Le deuxième axe relève de l’analyse du système restreint qu’est une entreprise ou une association structurée sur l’interaction de ses travailleurs, instances de gestion et bénéficiaires. Le lien qui fait sens est celui qui se construit dans le rythme de l’action et de ses pauses. Notre temporalité est sociale. Nous la vivons depuis la plus tendre enfance. Elle construit notre psychisme, notre métabolisme et notre relation à l’environnement, physique et humain. Il est frappant de constater à quel point nous avons pu être désorientés lorsque ce temps social s’est brutalement évaporé. Beaucoup ont évoqué un sentiment d’étrangeté. Oui, l’humain peut s’adapter à autre chose et ce temps social n’est pas irremplaçable. Mais le projet n’est pas (encore) la construction d’un monde post-apocalyptique. C’est un autre débat. Il s’agit ici de maintenir l’efficacité de nos structures et de leur garantir un fonctionnement basé sur des liens, des routines, des échanges et de l’action quotidienne autour d’un projet commun dont l’efficacité ne peut être que celle d’une machine bien rôdée et bien huilée. Un mécano sait combien il est difficile de remettre en route une voiture laissée trop longtemps à l’abandon. Notre défi est le même. Le Coudmain n’existe que par ses interactions.

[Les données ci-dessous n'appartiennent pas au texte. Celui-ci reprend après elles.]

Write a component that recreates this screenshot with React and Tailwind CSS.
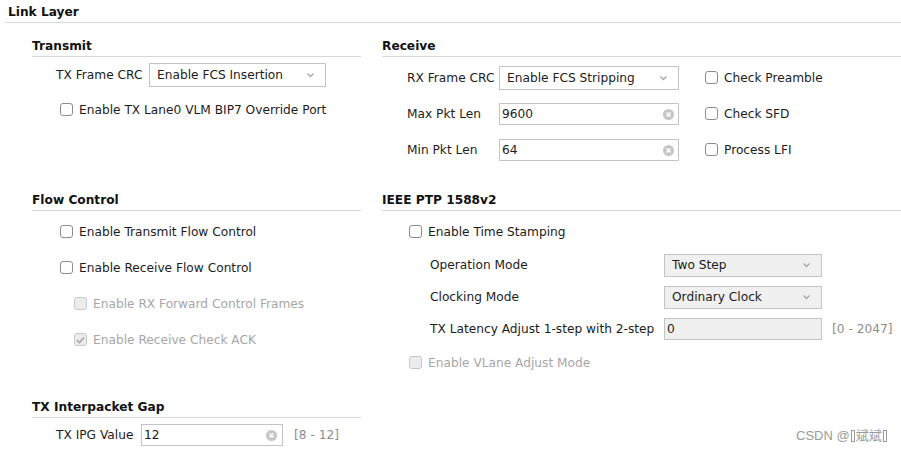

Finalement, la responsabilité que nous avons à l’égard de nos stagiaires. Nous sommes des travailleurs qui avons pu garder, un temps, nos revenus intacts. Les vacances printanières un peu prolongées nous ont fait, finalement, beaucoup de bien. Mais notre mission est de permettre à d’autres, socialement, économiquement, psychologiquement beaucoup plus fragiles de sortir la tête de l’eau et de construire un projet. Nous savons tous à quel point la mobilisation, e.a. temporelle, est compliquée en début de formation pour beaucoup d’entre eux. Plus le temps passe, plus on risque d’en perdre. Savoir que certains sont restés enfermés pendant deux mois dans une chambre de bonne me crispe. Pour certains, il n’y a pas de vie en dehors du Coudmain. Nous ne pouvons pas les en priver plus longtemps.